**Exercise prompt**
Tally the lines containing "components" and report the number alone.
— Start of Material provided —
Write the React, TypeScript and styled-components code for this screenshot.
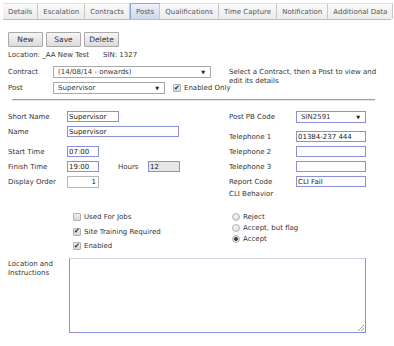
import React from "react";
import styled, { createGlobalStyle } from "styled-components";

const Global = createGlobalStyle`
  html, body { margin: 0; padding: 0; background: #fff; }
  body { font-family: "DejaVu Sans", Verdana, sans-serif; font-size: 7px; color: #333; }
  * { box-sizing: border-box; }
`;

const Page = styled.div`
  width: 394px;
  height: 346px;
  padding: 3px 3px 0 3px;
`;

const TabBar = styled.div`
  display: flex;
  height: 17px;
  border-bottom: 1px solid #9ec7d3;
`;

const Tab = styled.div<{ $active?: boolean }>`
  display: flex;
  align-items: center;
  padding: 0 5px;
  height: 16px;
  border-right: 1px solid #c8c8c8;
  border-top: 1px solid ${(p) => (p.$active ? "#8aa6cf" : "#e0e0e0")};
  border-left: ${(p) => (p.$active ? "1px solid #8aa6cf" : "none")};
  background: ${(p) =>
    p.$active ? "linear-gradient(#eef2fb, #cdd7ee)" : "linear-gradient(#fafafa, #ececec)"};
  color: #555;
  white-space: nowrap;
`;

const Toolbar = styled.div`
  display: flex;
  gap: 3px;
  margin: 12px 0 0 5px;
`;

const Button = styled.button<{ $w: number }>`
  width: ${(p) => p.$w}px;
  height: 15px;
  padding: 0;
  font: inherit;
  font-size: 7.5px;
  color: #333;
  border: 1px solid #a8a8a8;
  border-radius: 1px;
  background: linear-gradient(#f6f6f6, #dcdcdc);
`;

const InfoLine = styled.div`
  margin: 3px 0 0 5px;
  display: flex;
  gap: 14px;
  height: 10px;
  align-items: center;
`;

const SelectRow = styled.div`
  display: flex;
  align-items: center;
  margin-left: 5px;
  white-space: nowrap;
`;

const Label = styled.div<{ $w: number }>`
  width: ${(p) => p.$w}px;
  flex: none;
  white-space: nowrap;
`;

const Select = styled.div<{ $w: number; $blue?: boolean }>`
  width: ${(p) => p.$w}px;
  height: 12px;
  border: 1px solid ${(p) => (p.$blue ? "#8b8fd8" : "#a9a9a9")};
  background: #fff;
  display: flex;
  align-items: center;
  justify-content: space-between;
  padding: 0 5px 0 4px;
  flex: none;
`;

const Arrow = styled.span`
  font-size: 5px;
  color: #222;
`;

const ContractBlock = styled.div`
  display: flex;
  margin-top: 6px;
`;

const ContractLeft = styled.div`
  display: flex;
  flex-direction: column;
  gap: 4px;
  width: 208px;
  flex: none;
`;

const Hint = styled.div`
  margin-left: 18px;
  width: 150px;
  line-height: 9px;
  padding-top: 2px;
`;

const Check = styled.span<{ $checked?: boolean }>`
  display: inline-flex;
  width: 8px;
  height: 8px;
  border: 1px solid #b0b0b0;
  border-radius: 1px;
  background: linear-gradient(#f0f0f0, #d8d8d8);
  align-items: center;
  justify-content: center;
  font-size: 7px;
  line-height: 1;
  color: #222;
  flex: none;
`;

const Inline = styled.div<{ $ml?: number }>`
  display: flex;
  align-items: center;
  gap: 3px;
  margin-left: ${(p) => p.$ml ?? 0}px;
  white-space: nowrap;
`;

const Divider = styled.div`
  margin: 5px 16px 0 9px;
  height: 2px;
  border-top: 1px solid #a0a0a0;
  border-bottom: 1px solid #e4e4e4;
`;

const FormArea = styled.div`
  display: flex;
  margin-top: 10px;
  padding-left: 5px;
`;

const Column = styled.div<{ $w: number }>`
  width: ${(p) => p.$w}px;
  display: flex;
  flex-direction: column;
`;

const FieldRow = styled.div<{ $mt?: number }>`
  display: flex;
  align-items: center;
  height: 11px;
  margin-top: ${(p) => p.$mt ?? 4}px;
`;

const Input = styled.div<{ $w: number; $gray?: boolean; $right?: boolean; $plain?: boolean }>`
  width: ${(p) => p.$w}px;
  height: ${(p) => (p.$plain ? 12 : 11)}px;
  border: 1px solid ${(p) => (p.$plain ? "#b8b8b8" : "#8b8fd8")};
  background: ${(p) => (p.$gray ? "#e6e6e6" : "#fff")};
  display: flex;
  align-items: center;
  justify-content: ${(p) => (p.$right ? "flex-end" : "flex-start")};
  padding: 0 2px 0 1px;
  color: #222;
  flex: none;
  white-space: nowrap;
`;

const Options = styled.div`
  display: flex;
  margin-top: 14px;
`;

const CheckGroup = styled.div`
  display: flex;
  flex-direction: column;
  gap: 6.5px;
  margin-left: 70px;
  width: 159px;
`;

const RadioGroup = styled.div`
  display: flex;
  flex-direction: column;
  gap: 3px;
`;

const Radio = styled.span<{ $on?: boolean }>`
  width: 8px;
  height: 8px;
  border-radius: 50%;
  border: 1px solid #b4b4b4;
  background: ${(p) =>
    p.$on
      ? "radial-gradient(circle, #444 0 1.6px, #e0e0e0 2.2px)"
      : "radial-gradient(circle at 40% 35%, #f8f8f8, #d4d4d4)"};
  flex: none;
`;

const TextRow = styled.div`
  display: flex;
  margin-top: 8px;
  padding-left: 5px;
`;

const TextLabel = styled.div`
  width: 61px;
  line-height: 9px;
  padding-top: 2px;
`;

const TextArea = styled.div`
  width: 297px;
  height: 75px;
  border: 1px solid #8b8fd8;
  border-top-color: #d0d0e4;
  position: relative;
  background: #fff;
`;

const Grip = styled.svg`
  position: absolute;
  right: 1px;
  bottom: 1px;
`;

const tabs = [
  "Details",
  "Escalation",
  "Contracts",
  "Posts",
  "Qualifications",
  "Time Capture",
  "Notification",
  "Additional Data",
];

export default function App() {
  return (
    <Page>
      <Global />
      <TabBar>
        {tabs.map((t) => (
          <Tab key={t} $active={t === "Posts"}>
            {t}
          </Tab>
        ))}
      </TabBar>
      <Toolbar>
        <Button $w={35}>New</Button>
        <Button $w={35}>Save</Button>
        <Button $w={35}>Delete</Button>
      </Toolbar>
      <InfoLine>
        <span>Location: _AA New Test</span>
        <span>SIN: 1327</span>
      </InfoLine>
      <ContractBlock>
        <ContractLeft>
          <SelectRow>
            <Label $w={45}>Contract</Label>
            <Select $w={158}>
              <span>(14/08/14 - onwards)</span>
              <Arrow>▼</Arrow>
            </Select>
          </SelectRow>
          <SelectRow>
            <Label $w={45}>Post</Label>
            <Select $w={112}>
              <span>Supervisor</span>
              <Arrow>▼</Arrow>
            </Select>
            <Inline $ml={8}>
              <Check $checked>✔</Check>
              <span>Enabled Only</span>
            </Inline>
          </SelectRow>
        </ContractLeft>
        <Hint>Select a Contract, then a Post to view and edit its details</Hint>
      </ContractBlock>
      <Divider />
      <FormArea>
        <Column $w={221}>
          <FieldRow $mt={0}>
            <Label $w={59}>Short Name</Label>
            <Input $w={52}>Supervisor</Input>
          </FieldRow>
          <FieldRow>
            <Label $w={59}>Name</Label>
            <Input $w={112}>Supervisor</Input>
          </FieldRow>
          <FieldRow $mt={9}>
            <Label $w={59}>Start Time</Label>
            <Input $w={32}>07:00</Input>
          </FieldRow>
          <FieldRow>
            <Label $w={59}>Finish Time</Label>
            <Input $w={32}>19:00</Input>
            <Label $w={30} style={{ marginLeft: 19 }}>Hours</Label>
            <Input $w={32} $gray>12</Input>
          </FieldRow>
          <FieldRow $mt={4}>
            <Label $w={59}>Display Order</Label>
            <Input $w={32} $right $plain>1</Input>
          </FieldRow>
        </Column>
        <Column $w={150}>
          <FieldRow $mt={0}>
            <Label $w={67}>Post PB Code</Label>
            <Select $w={70} $blue>
              <span>SIN2591</span>
              <Arrow>▼</Arrow>
            </Select>
          </FieldRow>
          <FieldRow $mt={9}>
            <Label $w={67}>Telephone 1</Label>
            <Input $w={70}>01384-237 444</Input>
          </FieldRow>
          <FieldRow>
            <Label $w={67}>Telephone 2</Label>
            <Input $w={70} />
          </FieldRow>
          <FieldRow>
            <Label $w={67}>Telephone 3</Label>
            <Input $w={70} />
          </FieldRow>
          <FieldRow>
            <Label $w={67}>Report Code</Label>
            <Input $w={70}>CLI Fail</Input>
          </FieldRow>
          <FieldRow $mt={1}>
            <Label $w={67}>CLI Behavior</Label>
          </FieldRow>
        </Column>
      </FormArea>
      <Options>
        <CheckGroup>
          <Inline>
            <Check />
            <span>Used For Jobs</span>
          </Inline>
          <Inline>
            <Check $checked>✔</Check>
            <span>Site Training Required</span>
          </Inline>
          <Inline>
            <Check $checked>✔</Check>
            <span>Enabled</span>
          </Inline>
        </CheckGroup>
        <RadioGroup>
          <Inline>
            <Radio />
            <span>Reject</span>
          </Inline>
          <Inline>
            <Radio />
            <span>Accept, but flag</span>
          </Inline>
          <Inline>
            <Radio $on />
            <span>Accept</span>
          </Inline>
        </RadioGroup>
      </Options>
      <TextRow>
        <TextLabel>
          Location and
          <br />
          Instructions
        </TextLabel>
        <TextArea>
          <Grip width="6" height="6" viewBox="0 0 6 6">
            <path d="M6 0L0 6M6 3L3 6" stroke="#888" strokeWidth="0.8" />
          </Grip>
        </TextArea>
      </TextRow>
    </Page>
  );
}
— End of Material provided —
**Answer to this problem**
2